## [The request]
Set the listing down unchanged, minus every embedded image.
*** Raw data ***
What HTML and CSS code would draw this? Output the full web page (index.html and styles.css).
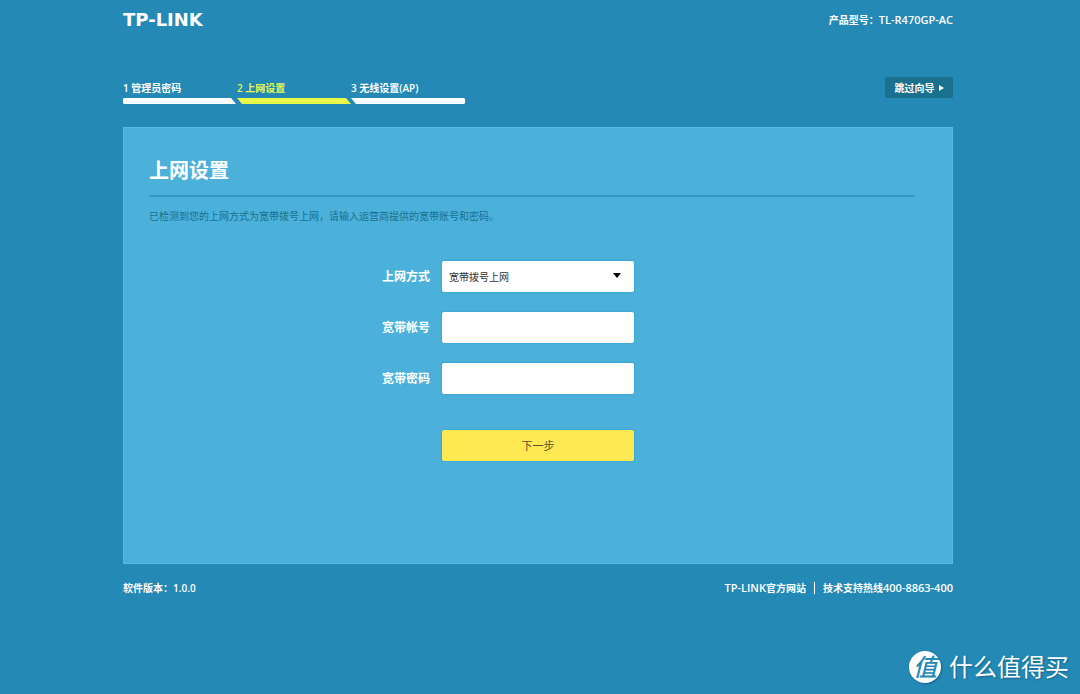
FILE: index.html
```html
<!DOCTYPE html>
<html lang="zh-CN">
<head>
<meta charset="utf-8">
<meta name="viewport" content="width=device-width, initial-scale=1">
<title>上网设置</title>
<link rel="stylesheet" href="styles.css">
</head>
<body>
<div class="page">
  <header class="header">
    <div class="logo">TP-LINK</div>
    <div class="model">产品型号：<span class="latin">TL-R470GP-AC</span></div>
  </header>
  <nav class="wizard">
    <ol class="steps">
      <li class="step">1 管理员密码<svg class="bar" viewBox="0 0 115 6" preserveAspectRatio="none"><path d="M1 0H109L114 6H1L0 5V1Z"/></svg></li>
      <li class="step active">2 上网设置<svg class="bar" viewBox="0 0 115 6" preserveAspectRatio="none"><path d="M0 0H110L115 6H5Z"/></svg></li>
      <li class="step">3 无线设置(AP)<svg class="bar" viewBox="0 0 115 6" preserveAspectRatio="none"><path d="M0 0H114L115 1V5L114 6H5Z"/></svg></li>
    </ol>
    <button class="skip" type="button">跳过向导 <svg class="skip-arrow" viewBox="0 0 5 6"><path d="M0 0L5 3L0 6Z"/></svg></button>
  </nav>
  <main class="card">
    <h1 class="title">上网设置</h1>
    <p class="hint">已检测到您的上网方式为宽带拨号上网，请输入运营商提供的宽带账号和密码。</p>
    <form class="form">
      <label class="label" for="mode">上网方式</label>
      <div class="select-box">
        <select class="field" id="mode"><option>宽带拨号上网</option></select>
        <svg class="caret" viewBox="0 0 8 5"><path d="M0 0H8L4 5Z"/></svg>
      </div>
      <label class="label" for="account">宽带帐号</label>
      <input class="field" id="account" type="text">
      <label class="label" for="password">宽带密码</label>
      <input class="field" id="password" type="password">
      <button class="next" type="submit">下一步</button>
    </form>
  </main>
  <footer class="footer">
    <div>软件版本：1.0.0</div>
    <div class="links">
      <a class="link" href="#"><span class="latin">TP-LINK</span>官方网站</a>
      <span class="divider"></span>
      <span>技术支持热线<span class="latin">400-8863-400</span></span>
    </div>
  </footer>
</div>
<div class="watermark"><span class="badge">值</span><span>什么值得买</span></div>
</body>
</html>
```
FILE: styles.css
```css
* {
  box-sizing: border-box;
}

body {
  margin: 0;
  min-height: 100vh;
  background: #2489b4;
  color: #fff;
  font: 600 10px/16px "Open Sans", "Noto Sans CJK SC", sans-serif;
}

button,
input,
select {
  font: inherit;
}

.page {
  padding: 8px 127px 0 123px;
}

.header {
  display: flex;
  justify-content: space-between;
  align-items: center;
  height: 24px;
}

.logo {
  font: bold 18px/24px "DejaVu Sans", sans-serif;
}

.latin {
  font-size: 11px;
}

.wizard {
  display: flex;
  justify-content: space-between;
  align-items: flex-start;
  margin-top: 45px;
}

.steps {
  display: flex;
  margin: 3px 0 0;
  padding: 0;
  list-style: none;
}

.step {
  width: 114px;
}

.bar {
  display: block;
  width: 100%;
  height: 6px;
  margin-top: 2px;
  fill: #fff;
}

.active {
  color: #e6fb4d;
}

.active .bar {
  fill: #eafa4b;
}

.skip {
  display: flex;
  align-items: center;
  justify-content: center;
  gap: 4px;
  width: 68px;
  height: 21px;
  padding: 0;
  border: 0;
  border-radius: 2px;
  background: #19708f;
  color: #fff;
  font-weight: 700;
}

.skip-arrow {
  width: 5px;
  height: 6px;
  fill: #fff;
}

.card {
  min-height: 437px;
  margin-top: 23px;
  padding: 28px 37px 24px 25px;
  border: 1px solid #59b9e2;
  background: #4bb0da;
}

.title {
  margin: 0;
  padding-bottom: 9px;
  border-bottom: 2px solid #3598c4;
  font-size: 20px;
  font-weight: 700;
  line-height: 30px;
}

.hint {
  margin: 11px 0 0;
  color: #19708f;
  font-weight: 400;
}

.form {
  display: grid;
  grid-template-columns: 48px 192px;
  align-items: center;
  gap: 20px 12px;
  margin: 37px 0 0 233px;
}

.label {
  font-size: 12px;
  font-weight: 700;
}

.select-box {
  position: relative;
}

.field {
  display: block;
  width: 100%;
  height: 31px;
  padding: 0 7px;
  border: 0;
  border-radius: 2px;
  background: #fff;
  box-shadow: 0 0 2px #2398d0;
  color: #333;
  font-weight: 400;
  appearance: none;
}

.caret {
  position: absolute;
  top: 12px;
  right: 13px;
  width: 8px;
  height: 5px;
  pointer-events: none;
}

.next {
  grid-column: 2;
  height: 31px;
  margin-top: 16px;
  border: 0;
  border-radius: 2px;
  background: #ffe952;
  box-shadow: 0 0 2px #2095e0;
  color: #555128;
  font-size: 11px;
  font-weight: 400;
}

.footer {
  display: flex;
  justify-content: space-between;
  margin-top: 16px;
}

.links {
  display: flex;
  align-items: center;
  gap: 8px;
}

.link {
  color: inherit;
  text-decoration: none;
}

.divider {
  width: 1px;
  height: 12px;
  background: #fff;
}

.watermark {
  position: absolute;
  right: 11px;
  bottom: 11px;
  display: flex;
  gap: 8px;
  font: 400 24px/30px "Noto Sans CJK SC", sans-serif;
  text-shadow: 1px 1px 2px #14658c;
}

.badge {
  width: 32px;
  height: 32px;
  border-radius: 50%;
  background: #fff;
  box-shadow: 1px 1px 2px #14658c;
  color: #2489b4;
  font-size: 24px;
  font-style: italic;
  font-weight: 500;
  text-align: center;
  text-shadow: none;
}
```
***
## [Result of this exercise]
What HTML and CSS code would draw this? Output the full web page (index.html and styles.css).
FILE: index.html
```html
<!DOCTYPE html>
<html lang="zh-CN">
<head>
<meta charset="utf-8">
<meta name="viewport" content="width=device-width, initial-scale=1">
<title>上网设置</title>
<link rel="stylesheet" href="styles.css">
</head>
<body>
<div class="page">
  <header class="header">
    <div class="logo">TP-LINK</div>
    <div class="model">产品型号：<span class="latin">TL-R470GP-AC</span></div>
  </header>
  <nav class="wizard">
    <ol class="steps">
      <li class="step">1 管理员密码<svg class="bar" viewBox="0 0 115 6" preserveAspectRatio="none"><path d="M1 0H109L114 6H1L0 5V1Z"/></svg></li>
      <li class="step active">2 上网设置<svg class="bar" viewBox="0 0 115 6" preserveAspectRatio="none"><path d="M0 0H110L115 6H5Z"/></svg></li>
      <li class="step">3 无线设置(AP)<svg class="bar" viewBox="0 0 115 6" preserveAspectRatio="none"><path d="M0 0H114L115 1V5L114 6H5Z"/></svg></li>
    </ol>
    <button class="skip" type="button">跳过向导 <svg class="skip-arrow" viewBox="0 0 5 6"><path d="M0 0L5 3L0 6Z"/></svg></button>
  </nav>
  <main class="card">
    <h1 class="title">上网设置</h1>
    <p class="hint">已检测到您的上网方式为宽带拨号上网，请输入运营商提供的宽带账号和密码。</p>
    <form class="form">
      <label class="label" for="mode">上网方式</label>
      <div class="select-box">
        <select class="field" id="mode"><option>宽带拨号上网</option></select>
        <svg class="caret" viewBox="0 0 8 5"><path d="M0 0H8L4 5Z"/></svg>
      </div>
      <label class="label" for="account">宽带帐号</label>
      <input class="field" id="account" type="text">
      <label class="label" for="password">宽带密码</label>
      <input class="field" id="password" type="password">
      <button class="next" type="submit">下一步</button>
    </form>
  </main>
  <footer class="footer">
    <div>软件版本：1.0.0</div>
    <div class="links">
      <a class="link" href="#"><span class="latin">TP-LINK</span>官方网站</a>
      <span class="divider"></span>
      <span>技术支持热线<span class="latin">400-8863-400</span></span>
    </div>
  </footer>
</div>
<div class="watermark"><span class="badge">值</span><span>什么值得买</span></div>
</body>
</html>
```
FILE: styles.css
```css
* {
  box-sizing: border-box;
}

body {
  margin: 0;
  min-height: 100vh;
  background: #2489b4;
  color: #fff;
  font: 600 10px/16px "Open Sans", "Noto Sans CJK SC", sans-serif;
}

button,
input,
select {
  font: inherit;
}

.page {
  padding: 8px 127px 0 123px;
}

.header {
  display: flex;
  justify-content: space-between;
  align-items: center;
  height: 24px;
}

.logo {
  font: bold 18px/24px "DejaVu Sans", sans-serif;
}

.latin {
  font-size: 11px;
}

.wizard {
  display: flex;
  justify-content: space-between;
  align-items: flex-start;
  margin-top: 45px;
}

.steps {
  display: flex;
  margin: 3px 0 0;
  padding: 0;
  list-style: none;
}

.step {
  width: 114px;
}

.bar {
  display: block;
  width: 100%;
  height: 6px;
  margin-top: 2px;
  fill: #fff;
}

.active {
  color: #e6fb4d;
}

.active .bar {
  fill: #eafa4b;
}

.skip {
  display: flex;
  align-items: center;
  justify-content: center;
  gap: 4px;
  width: 68px;
  height: 21px;
  padding: 0;
  border: 0;
  border-radius: 2px;
  background: #19708f;
  color: #fff;
  font-weight: 700;
}

.skip-arrow {
  width: 5px;
  height: 6px;
  fill: #fff;
}

.card {
  min-height: 437px;
  margin-top: 23px;
  padding: 28px 37px 24px 25px;
  border: 1px solid #59b9e2;
  background: #4bb0da;
}

.title {
  margin: 0;
  padding-bottom: 9px;
  border-bottom: 2px solid #3598c4;
  font-size: 20px;
  font-weight: 700;
  line-height: 30px;
}

.hint {
  margin: 11px 0 0;
  color: #19708f;
  font-weight: 400;
}

.form {
  display: grid;
  grid-template-columns: 48px 192px;
  align-items: center;
  gap: 20px 12px;
  margin: 37px 0 0 233px;
}

.label {
  font-size: 12px;
  font-weight: 700;
}

.select-box {
  position: relative;
}

.field {
  display: block;
  width: 100%;
  height: 31px;
  padding: 0 7px;
  border: 0;
  border-radius: 2px;
  background: #fff;
  box-shadow: 0 0 2px #2398d0;
  color: #333;
  font-weight: 400;
  appearance: none;
}

.caret {
  position: absolute;
  top: 12px;
  right: 13px;
  width: 8px;
  height: 5px;
  pointer-events: none;
}

.next {
  grid-column: 2;
  height: 31px;
  margin-top: 16px;
  border: 0;
  border-radius: 2px;
  background: #ffe952;
  box-shadow: 0 0 2px #2095e0;
  color: #555128;
  font-size: 11px;
  font-weight: 400;
}

.footer {
  display: flex;
  justify-content: space-between;
  margin-top: 16px;
}

.links {
  display: flex;
  align-items: center;
  gap: 8px;
}

.link {
  color: inherit;
  text-decoration: none;
}

.divider {
  width: 1px;
  height: 12px;
  background: #fff;
}

.watermark {
  position: absolute;
  right: 11px;
  bottom: 11px;
  display: flex;
  gap: 8px;
  font: 400 24px/30px "Noto Sans CJK SC", sans-serif;
  text-shadow: 1px 1px 2px #14658c;
}

.badge {
  width: 32px;
  height: 32px;
  border-radius: 50%;
  background: #fff;
  box-shadow: 1px 1px 2px #14658c;
  color: #2489b4;
  font-size: 24px;
  font-style: italic;
  font-weight: 500;
  text-align: center;
  text-shadow: none;
}
```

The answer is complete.